Out of the set of all points generate all possible 3-point-subsets. This is a set of all the triangles in your space. From this set remove all triangles that contain another point and you obtain the set of all empty triangles.

For each of the empty triangles you would then grow it to its maximum size. That is, for every point outside the rectangle you would insert it between the two closest points of the polygon and check if there are points within this new triangle. If not, you will remember that point and the area it adds. For every new point you want to add that one that maximizes the added area. When no more point can be added the maximum convex polygon has been constructed. Record the area for each polygon and remember the one with the largest area.

Crucial to the performance of this algorithm is your ability to determine a) whether a point lies within a triangle and b) whether the polygon remains convex after adding a certain point.

I think you can reduce b) to be a problem of a) and then you only need to find the most efficient method to determine whether a point is within a triangle. The reduction of the search space can be achieved as follows: Take a triangle and increase all edges to infinite length in both directions. This separates the area outside the triangle into 6 subregions. Good for us is that only 3 of those subregions can contain points that would adhere to the convexity constraint. Thus for each point that you test you need to determine if its in a convex-expanding subregion, which again is the question of whether it's in a certain triangle.

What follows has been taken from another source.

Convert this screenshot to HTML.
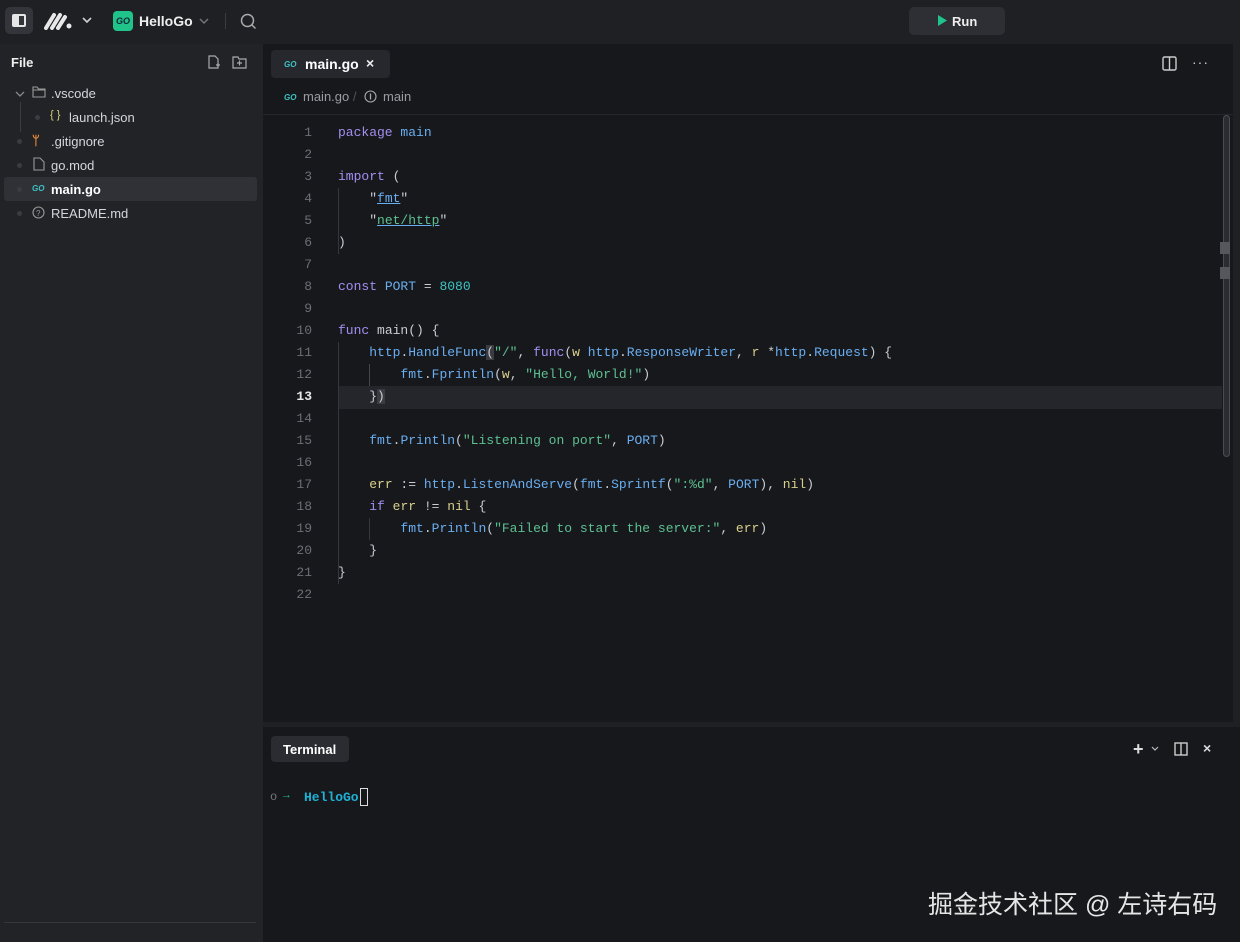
<!DOCTYPE html>
<html><head><meta charset="utf-8"><style>
*{box-sizing:border-box;margin:0;padding:0}
body{width:1240px;height:942px;background:#1f2024;font-family:"Liberation Sans",sans-serif;color:#d4d6dc;position:relative;overflow:hidden;font-size:13px}
.abs{position:absolute}
.mono{font-family:"Liberation Mono",monospace}
.code{position:absolute;left:338px;top:122px;font-size:13px;line-height:22px;white-space:pre;color:#c9ccd3}
.ln{position:absolute;left:280px;width:32px;top:122px;text-align:right;font-size:13px;line-height:22px;color:#6b6e76;white-space:pre}
.k{color:#a38ef0}.f{color:#6aaef0}.s{color:#5dc091}.n{color:#3cc4c4}.p{color:#d9cf8c}
.tree div{position:absolute;font-size:13px;color:#d4d6dc}
.dot{position:absolute;width:5px;height:5px;border-radius:50%;background:#3a3c42}
</style></head><body>
<!-- top bar -->
<div class="abs" style="left:5px;top:7px;width:28px;height:27px;background:#33353b;border-radius:5px"></div>
<div class="abs" style="left:12px;top:14px;width:14px;height:13px;border:2px solid #e6e6e6;border-radius:2px"><div style="width:5px;height:9px;background:#e6e6e6"></div></div>
<svg class="abs" style="left:44px;top:12px" width="30" height="18" viewBox="0 0 30 18"><path d="M2 16 L10 3 M8 16 L16 3 M14 16 L21 5" stroke="#e8e8e8" stroke-width="4" stroke-linecap="round"/><circle cx="25" cy="14" r="2.5" fill="#e8e8e8"/></svg>
<svg class="abs" style="left:82px;top:16px" width="10" height="8"><path d="M1 2 L5 6 L9 2" stroke="#cfcfcf" stroke-width="1.6" fill="none"/></svg>
<div class="abs" style="left:113px;top:11px;width:20px;height:20px;background:#20c38a;border-radius:4px;color:#123;font-size:9px;font-weight:bold;text-align:center;line-height:20px;font-style:italic">GO</div>
<div class="abs" style="left:139px;top:13px;font-weight:bold;font-size:14px;color:#eee">HelloGo</div>
<svg class="abs" style="left:199px;top:17px" width="10" height="8"><path d="M1 2 L5 6 L9 2" stroke="#777" stroke-width="1.4" fill="none"/></svg>
<div class="abs" style="left:225px;top:13px;width:1px;height:16px;background:#3a3c42"></div>
<svg class="abs" style="left:240px;top:13px" width="17" height="17"><circle cx="7.5" cy="7.5" r="6" stroke="#aaa" stroke-width="1.5" fill="none"/><path d="M12 12 L15.5 15.5" stroke="#aaa" stroke-width="1.5"/></svg>
<div class="abs" style="left:909px;top:7px;width:96px;height:28px;background:#2d2f35;border-radius:5px"></div>
<svg class="abs" style="left:938px;top:15px" width="9" height="11"><path d="M0 0 L9 5.5 L0 11Z" fill="#20c38a"/></svg>
<div class="abs" style="left:952px;top:14px;font-weight:bold;color:#eee">Run</div>
<!-- sidebar -->
<div class="abs" style="left:0;top:44px;width:263px;height:898px;background:#222327"></div>
<div class="abs" style="left:11px;top:55px;font-weight:bold;color:#f0f0f0">File</div>
<svg class="abs" style="left:207px;top:55px" width="40" height="15"><path d="M2 1 H8 L11 4 V13 H2Z" stroke="#aaa" stroke-width="1.2" fill="none"/><path d="M9 10 H13 M11 8 V12" stroke="#aaa" stroke-width="1.2"/><path d="M26 2 H31 L32 4 H39 V13 H26Z" stroke="#aaa" stroke-width="1.2" fill="none"/><path d="M30 8 H35 M32.5 5.5 V10.5" stroke="#aaa" stroke-width="1.2"/></svg>
<div class="abs" style="left:4px;top:177px;width:253px;height:24px;background:#2f3137;border-radius:3px"></div>
<div class="tree">
<svg class="abs" style="left:15px;top:90px" width="10" height="8"><path d="M1 2 L5 6 L9 2" stroke="#888" stroke-width="1.3" fill="none"/></svg>
<svg class="abs" style="left:32px;top:86px" width="14" height="12"><path d="M1 1 H5 L6.5 3 H13 V11 H1Z M1 4 H13" stroke="#999" stroke-width="1.1" fill="none"/></svg>
<div style="left:51px;top:86px">.vscode</div>
<div class="abs" style="left:20px;top:102px;width:1px;height:30px;background:#3a3c42"></div>
<div class="dot" style="left:35px;top:115px"></div>
<div style="left:50px;top:109px;color:#d9cf7a;font-size:11px">{ }</div>
<div style="left:69px;top:110px">launch.json</div>
<div class="dot" style="left:17px;top:139px"></div>
<div style="left:32px;top:133px;color:#e88a3a;font-weight:bold">ᛘ</div>
<div style="left:51px;top:134px">.gitignore</div>
<div class="dot" style="left:17px;top:163px"></div>
<svg class="abs" style="left:33px;top:157px" width="12" height="14"><path d="M1 1 H7 L11 5 V13 H1Z" stroke="#999" stroke-width="1.1" fill="none"/></svg>
<div style="left:51px;top:158px">go.mod</div>
<div class="dot" style="left:17px;top:187px"></div>
<div style="left:32px;top:184px;color:#3cc4c4;font-size:8px;font-weight:bold;font-style:italic">GO</div>
<div style="left:51px;top:182px;font-weight:bold;color:#fff">main.go</div>
<div class="dot" style="left:17px;top:211px"></div>
<svg class="abs" style="left:32px;top:206px" width="13" height="13"><circle cx="6.5" cy="6.5" r="5.5" stroke="#999" stroke-width="1.1" fill="none"/><text x="4" y="10" font-size="8" fill="#999" font-family="Liberation Sans">?</text></svg>
<div style="left:51px;top:206px">README.md</div>
</div>
<div class="abs" style="left:4px;top:922px;width:252px;height:1px;background:#34363b"></div>
<!-- editor -->
<div class="abs" style="left:263px;top:44px;width:970px;height:678px;background:#17181c"></div>
<div class="abs" style="left:271px;top:50px;width:119px;height:28px;background:#26282d;border-radius:4px"></div>
<div class="abs" style="left:284px;top:60px;color:#3cc4c4;font-size:8px;font-weight:bold;font-style:italic">GO</div>
<div class="abs" style="left:305px;top:56px;font-weight:bold;font-size:14px;color:#fff">main.go</div>
<div class="abs" style="left:366px;top:55px;font-weight:bold;color:#eee;font-size:14px">×</div>
<svg class="abs" style="left:1162px;top:56px" width="15" height="15"><rect x="1" y="1" width="13" height="13" rx="1.5" stroke="#ccc" stroke-width="1.4" fill="none"/><path d="M7.5 1 V14" stroke="#ccc" stroke-width="1.4"/></svg>
<div class="abs" style="left:1192px;top:54px;color:#ccc;font-size:14px;letter-spacing:1px">···</div>
<div class="abs" style="left:284px;top:93px;color:#3cc4c4;font-size:8px;font-weight:bold;font-style:italic">GO</div>
<div class="abs" style="left:303px;top:89px;color:#9a9ca2">main.go <span style="color:#555">/</span></div>
<svg class="abs" style="left:364px;top:90px" width="13" height="13"><circle cx="6.5" cy="6.5" r="5.5" stroke="#aaa" stroke-width="1.1" fill="none"/><path d="M6.5 3.5 V9.5" stroke="#aaa" stroke-width="1.3"/></svg>
<div class="abs" style="left:383px;top:89px;color:#9a9ca2">main</div>
<div class="abs" style="left:263px;top:114px;width:970px;height:1px;background:#24262b"></div>
<div class="abs" style="left:338px;top:386px;width:884px;height:23px;background:#24262b"></div>
<div class="abs" style="left:338px;top:188px;width:1px;height:66px;background:#35373c"></div>
<div class="abs" style="left:338px;top:342px;width:1px;height:242px;background:#35373c"></div>
<div class="abs" style="left:369px;top:364px;width:1px;height:22px;background:#45474c"></div>
<div class="abs" style="left:369px;top:518px;width:1px;height:22px;background:#35373c"></div>
<div class="ln mono">1
2
3
4
5
6
7
8
9
10
11
12
<span style="color:#e8e8e8;font-weight:bold">13</span>
14
15
16
17
18
19
20
21
22</div>
<div class="code mono"><span class="k">package</span> <span class="f">main</span>

<span class="k">import</span> (
    "<span class="f" style="text-decoration:underline">fmt</span>"
    "<span class="s" style="text-decoration:underline;text-decoration-color:#6aaef0">net/http</span>"
)

<span class="k">const</span> <span class="f">PORT</span> = <span class="n">8080</span>

<span class="k">func</span> main() {
    <span class="f">http</span>.<span class="f">HandleFunc</span><span style="background:#3a3c42">(</span><span class="s">"/"</span>, <span class="k">func</span>(<span class="p">w</span> <span class="f">http</span>.<span class="f">ResponseWriter</span>, <span class="p">r</span> *<span class="f">http</span>.<span class="f">Request</span>) {
        <span class="f">fmt</span>.<span class="f">Fprintln</span>(<span class="p">w</span>, <span class="s">"Hello, World!"</span>)
    }<span style="background:#3a3c42">)</span>

    <span class="f">fmt</span>.<span class="f">Println</span>(<span class="s">"Listening on port"</span>, <span class="f">PORT</span>)

    <span class="p">err</span> := <span class="f">http</span>.<span class="f">ListenAndServe</span>(<span class="f">fmt</span>.<span class="f">Sprintf</span>(<span class="s">":%d"</span>, <span class="f">PORT</span>), <span class="p">nil</span>)
    <span class="k">if</span> <span class="p">err</span> != <span class="p">nil</span> {
        <span class="f">fmt</span>.<span class="f">Println</span>(<span class="s">"Failed to start the server:"</span>, <span class="p">err</span>)
    }
}
</div>
<div class="abs" style="left:1223px;top:115px;width:7px;height:342px;border:1px solid #4a4c52;border-radius:4px;background:#2a2c31"></div>
<div class="abs" style="left:1220px;top:242px;width:10px;height:12px;background:#55575c"></div>
<div class="abs" style="left:1220px;top:267px;width:10px;height:12px;background:#55575c"></div>
<!-- terminal -->
<div class="abs" style="left:263px;top:727px;width:977px;height:215px;background:#17181c"></div>
<div class="abs" style="left:271px;top:736px;width:78px;height:26px;background:#2a2c31;border-radius:4px"></div>
<div class="abs" style="left:283px;top:742px;font-weight:bold;color:#fff">Terminal</div>
<div class="abs" style="left:1133px;top:739px;color:#ddd;font-size:18px;font-weight:bold">+</div>
<svg class="abs" style="left:1151px;top:746px" width="8" height="6"><path d="M1 1 L4 4 L7 1" stroke="#bbb" stroke-width="1.2" fill="none"/></svg>
<svg class="abs" style="left:1174px;top:742px" width="14" height="14"><rect x="1" y="1" width="12" height="12" stroke="#ccc" stroke-width="1.4" fill="none"/><path d="M7 1 V13" stroke="#ccc" stroke-width="1.4"/></svg>
<div class="abs" style="left:1203px;top:740px;color:#ddd;font-weight:bold;font-size:14px">×</div>
<div class="abs mono" style="left:270px;top:790px;font-size:12px;color:#777">o</div>
<div class="abs mono" style="left:283px;top:790px;font-size:11px;color:#20c38a">→</div>
<div class="abs mono" style="left:304px;top:790px;font-size:13px;color:#1fb0d6;font-weight:bold">HelloGo</div>
<div class="abs" style="left:360px;top:788px;width:8px;height:18px;border:1px solid #ddd"></div>
<div class="abs" style="left:928px;top:885px;font-size:25px;color:#e6e6e6;font-family:'Liberation Sans','Noto Sans CJK SC',sans-serif">掘金技术社区 @ 左诗右码</div>
</body></html>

The whole polygon as it evolves and approaches the shape of a circle will have smaller and smaller regions that still allow convex expansion. A point once in a concave region will not become part of the convex-expanding region again so you can quickly reduce the number of points you'll have to consider for expansion. Additionally while testing points for expansion you can further cut down the list of possible points. If a point is tested false, then it is in the concave subregion of another point and thus all other points in the concave subregion of the tested points need not be considered as they're also in the concave subregion of the inner point. You should be able to cut down to a list of possible points very quickly.

Still you need to do this for every empty triangle of course.

Unfortunately I can't guarantee that by adding always the maximum new region your polygon becomes the maximum polygon possible.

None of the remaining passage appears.